• Task requirements:
Write the listing out again, all of it, word for word.

• Dataset excerpt:
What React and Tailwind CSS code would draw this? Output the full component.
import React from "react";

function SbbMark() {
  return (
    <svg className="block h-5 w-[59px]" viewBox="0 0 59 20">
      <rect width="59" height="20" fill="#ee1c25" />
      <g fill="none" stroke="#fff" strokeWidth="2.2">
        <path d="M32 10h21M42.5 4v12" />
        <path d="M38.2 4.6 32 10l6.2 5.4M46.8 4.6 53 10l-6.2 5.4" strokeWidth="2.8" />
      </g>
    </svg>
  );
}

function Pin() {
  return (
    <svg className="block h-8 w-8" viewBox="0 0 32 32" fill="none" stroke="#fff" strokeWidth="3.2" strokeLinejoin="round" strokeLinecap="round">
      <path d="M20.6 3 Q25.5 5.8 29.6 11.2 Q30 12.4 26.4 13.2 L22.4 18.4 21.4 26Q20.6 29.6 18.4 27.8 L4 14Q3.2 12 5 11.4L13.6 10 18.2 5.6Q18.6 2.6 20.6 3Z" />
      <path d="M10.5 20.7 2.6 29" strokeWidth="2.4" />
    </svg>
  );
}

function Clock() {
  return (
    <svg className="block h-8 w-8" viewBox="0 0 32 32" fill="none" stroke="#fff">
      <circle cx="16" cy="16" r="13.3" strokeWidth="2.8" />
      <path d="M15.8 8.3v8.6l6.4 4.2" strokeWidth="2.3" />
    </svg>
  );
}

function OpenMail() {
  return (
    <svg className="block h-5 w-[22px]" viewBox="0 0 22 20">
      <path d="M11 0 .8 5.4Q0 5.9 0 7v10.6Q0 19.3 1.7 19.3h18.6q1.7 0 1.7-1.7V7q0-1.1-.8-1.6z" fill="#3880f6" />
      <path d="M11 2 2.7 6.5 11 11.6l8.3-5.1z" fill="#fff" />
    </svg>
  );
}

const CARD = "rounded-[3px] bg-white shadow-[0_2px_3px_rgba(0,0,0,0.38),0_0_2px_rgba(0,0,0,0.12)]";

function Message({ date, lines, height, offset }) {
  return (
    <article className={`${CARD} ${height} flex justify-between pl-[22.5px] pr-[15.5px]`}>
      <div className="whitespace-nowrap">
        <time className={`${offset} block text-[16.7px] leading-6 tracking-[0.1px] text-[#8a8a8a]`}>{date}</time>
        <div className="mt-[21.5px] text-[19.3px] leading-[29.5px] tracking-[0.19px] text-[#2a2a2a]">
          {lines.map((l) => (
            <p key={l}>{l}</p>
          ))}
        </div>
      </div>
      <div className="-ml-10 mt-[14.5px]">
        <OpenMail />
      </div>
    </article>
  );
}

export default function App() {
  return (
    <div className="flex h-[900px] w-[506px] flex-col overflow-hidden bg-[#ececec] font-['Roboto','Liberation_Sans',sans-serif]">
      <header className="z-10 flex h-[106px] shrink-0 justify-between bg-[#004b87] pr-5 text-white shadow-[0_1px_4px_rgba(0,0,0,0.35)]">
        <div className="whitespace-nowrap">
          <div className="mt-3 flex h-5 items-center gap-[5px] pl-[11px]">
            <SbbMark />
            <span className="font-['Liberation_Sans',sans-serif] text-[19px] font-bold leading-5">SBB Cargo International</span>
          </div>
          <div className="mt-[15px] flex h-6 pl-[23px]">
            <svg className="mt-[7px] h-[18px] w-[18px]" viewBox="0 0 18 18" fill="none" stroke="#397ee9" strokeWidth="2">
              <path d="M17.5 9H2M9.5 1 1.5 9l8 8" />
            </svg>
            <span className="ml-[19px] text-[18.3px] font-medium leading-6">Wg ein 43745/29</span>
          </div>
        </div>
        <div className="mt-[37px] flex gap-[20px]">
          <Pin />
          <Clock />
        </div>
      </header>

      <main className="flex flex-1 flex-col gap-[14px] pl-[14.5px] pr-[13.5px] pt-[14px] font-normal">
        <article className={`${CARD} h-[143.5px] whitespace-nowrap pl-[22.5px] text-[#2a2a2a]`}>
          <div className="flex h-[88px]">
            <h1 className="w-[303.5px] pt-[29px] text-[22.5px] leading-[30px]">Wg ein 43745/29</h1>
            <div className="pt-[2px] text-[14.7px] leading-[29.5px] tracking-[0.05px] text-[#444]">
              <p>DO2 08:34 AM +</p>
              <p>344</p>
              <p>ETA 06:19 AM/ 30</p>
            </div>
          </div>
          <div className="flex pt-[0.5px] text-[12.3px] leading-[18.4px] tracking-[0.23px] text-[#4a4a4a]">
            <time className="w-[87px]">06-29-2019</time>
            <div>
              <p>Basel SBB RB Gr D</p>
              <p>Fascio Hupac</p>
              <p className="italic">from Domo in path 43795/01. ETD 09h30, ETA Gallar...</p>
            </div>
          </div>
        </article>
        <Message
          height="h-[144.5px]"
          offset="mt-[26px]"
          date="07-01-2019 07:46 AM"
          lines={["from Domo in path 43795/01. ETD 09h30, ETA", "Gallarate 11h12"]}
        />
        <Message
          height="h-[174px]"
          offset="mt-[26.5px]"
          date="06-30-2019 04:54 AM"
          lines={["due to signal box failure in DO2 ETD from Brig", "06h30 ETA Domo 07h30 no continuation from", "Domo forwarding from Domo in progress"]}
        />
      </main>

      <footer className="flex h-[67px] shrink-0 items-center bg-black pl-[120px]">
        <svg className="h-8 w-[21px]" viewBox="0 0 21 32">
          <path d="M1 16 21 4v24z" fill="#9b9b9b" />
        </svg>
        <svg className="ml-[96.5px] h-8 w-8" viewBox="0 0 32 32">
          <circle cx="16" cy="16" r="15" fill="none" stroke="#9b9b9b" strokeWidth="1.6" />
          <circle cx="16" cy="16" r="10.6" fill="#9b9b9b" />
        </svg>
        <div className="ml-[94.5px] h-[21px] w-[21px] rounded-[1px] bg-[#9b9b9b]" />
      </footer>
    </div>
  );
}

• The answer:
What React and Tailwind CSS code would draw this? Output the full component.
import React from "react";

function SbbMark() {
  return (
    <svg className="block h-5 w-[59px]" viewBox="0 0 59 20">
      <rect width="59" height="20" fill="#ee1c25" />
      <g fill="none" stroke="#fff" strokeWidth="2.2">
        <path d="M32 10h21M42.5 4v12" />
        <path d="M38.2 4.6 32 10l6.2 5.4M46.8 4.6 53 10l-6.2 5.4" strokeWidth="2.8" />
      </g>
    </svg>
  );
}

function Pin() {
  return (
    <svg className="block h-8 w-8" viewBox="0 0 32 32" fill="none" stroke="#fff" strokeWidth="3.2" strokeLinejoin="round" strokeLinecap="round">
      <path d="M20.6 3 Q25.5 5.8 29.6 11.2 Q30 12.4 26.4 13.2 L22.4 18.4 21.4 26Q20.6 29.6 18.4 27.8 L4 14Q3.2 12 5 11.4L13.6 10 18.2 5.6Q18.6 2.6 20.6 3Z" />
      <path d="M10.5 20.7 2.6 29" strokeWidth="2.4" />
    </svg>
  );
}

function Clock() {
  return (
    <svg className="block h-8 w-8" viewBox="0 0 32 32" fill="none" stroke="#fff">
      <circle cx="16" cy="16" r="13.3" strokeWidth="2.8" />
      <path d="M15.8 8.3v8.6l6.4 4.2" strokeWidth="2.3" />
    </svg>
  );
}

function OpenMail() {
  return (
    <svg className="block h-5 w-[22px]" viewBox="0 0 22 20">
      <path d="M11 0 .8 5.4Q0 5.9 0 7v10.6Q0 19.3 1.7 19.3h18.6q1.7 0 1.7-1.7V7q0-1.1-.8-1.6z" fill="#3880f6" />
      <path d="M11 2 2.7 6.5 11 11.6l8.3-5.1z" fill="#fff" />
    </svg>
  );
}

const CARD = "rounded-[3px] bg-white shadow-[0_2px_3px_rgba(0,0,0,0.38),0_0_2px_rgba(0,0,0,0.12)]";

function Message({ date, lines, height, offset }) {
  return (
    <article className={`${CARD} ${height} flex justify-between pl-[22.5px] pr-[15.5px]`}>
      <div className="whitespace-nowrap">
        <time className={`${offset} block text-[16.7px] leading-6 tracking-[0.1px] text-[#8a8a8a]`}>{date}</time>
        <div className="mt-[21.5px] text-[19.3px] leading-[29.5px] tracking-[0.19px] text-[#2a2a2a]">
          {lines.map((l) => (
            <p key={l}>{l}</p>
          ))}
        </div>
      </div>
      <div className="-ml-10 mt-[14.5px]">
        <OpenMail />
      </div>
    </article>
  );
}

export default function App() {
  return (
    <div className="flex h-[900px] w-[506px] flex-col overflow-hidden bg-[#ececec] font-['Roboto','Liberation_Sans',sans-serif]">
      <header className="z-10 flex h-[106px] shrink-0 justify-between bg-[#004b87] pr-5 text-white shadow-[0_1px_4px_rgba(0,0,0,0.35)]">
        <div className="whitespace-nowrap">
          <div className="mt-3 flex h-5 items-center gap-[5px] pl-[11px]">
            <SbbMark />
            <span className="font-['Liberation_Sans',sans-serif] text-[19px] font-bold leading-5">SBB Cargo International</span>
          </div>
          <div className="mt-[15px] flex h-6 pl-[23px]">
            <svg className="mt-[7px] h-[18px] w-[18px]" viewBox="0 0 18 18" fill="none" stroke="#397ee9" strokeWidth="2">
              <path d="M17.5 9H2M9.5 1 1.5 9l8 8" />
            </svg>
            <span className="ml-[19px] text-[18.3px] font-medium leading-6">Wg ein 43745/29</span>
          </div>
        </div>
        <div className="mt-[37px] flex gap-[20px]">
          <Pin />
          <Clock />
        </div>
      </header>

      <main className="flex flex-1 flex-col gap-[14px] pl-[14.5px] pr-[13.5px] pt-[14px] font-normal">
        <article className={`${CARD} h-[143.5px] whitespace-nowrap pl-[22.5px] text-[#2a2a2a]`}>
          <div className="flex h-[88px]">
            <h1 className="w-[303.5px] pt-[29px] text-[22.5px] leading-[30px]">Wg ein 43745/29</h1>
            <div className="pt-[2px] text-[14.7px] leading-[29.5px] tracking-[0.05px] text-[#444]">
              <p>DO2 08:34 AM +</p>
              <p>344</p>
              <p>ETA 06:19 AM/ 30</p>
            </div>
          </div>
          <div className="flex pt-[0.5px] text-[12.3px] leading-[18.4px] tracking-[0.23px] text-[#4a4a4a]">
            <time className="w-[87px]">06-29-2019</time>
            <div>
              <p>Basel SBB RB Gr D</p>
              <p>Fascio Hupac</p>
              <p className="italic">from Domo in path 43795/01. ETD 09h30, ETA Gallar...</p>
            </div>
          </div>
        </article>
        <Message
          height="h-[144.5px]"
          offset="mt-[26px]"
          date="07-01-2019 07:46 AM"
          lines={["from Domo in path 43795/01. ETD 09h30, ETA", "Gallarate 11h12"]}
        />
        <Message
          height="h-[174px]"
          offset="mt-[26.5px]"
          date="06-30-2019 04:54 AM"
          lines={["due to signal box failure in DO2 ETD from Brig", "06h30 ETA Domo 07h30 no continuation from", "Domo forwarding from Domo in progress"]}
        />
      </main>

      <footer className="flex h-[67px] shrink-0 items-center bg-black pl-[120px]">
        <svg className="h-8 w-[21px]" viewBox="0 0 21 32">
          <path d="M1 16 21 4v24z" fill="#9b9b9b" />
        </svg>
        <svg className="ml-[96.5px] h-8 w-8" viewBox="0 0 32 32">
          <circle cx="16" cy="16" r="15" fill="none" stroke="#9b9b9b" strokeWidth="1.6" />
          <circle cx="16" cy="16" r="10.6" fill="#9b9b9b" />
        </svg>
        <div className="ml-[94.5px] h-[21px] w-[21px] rounded-[1px] bg-[#9b9b9b]" />
      </footer>
    </div>
  );
}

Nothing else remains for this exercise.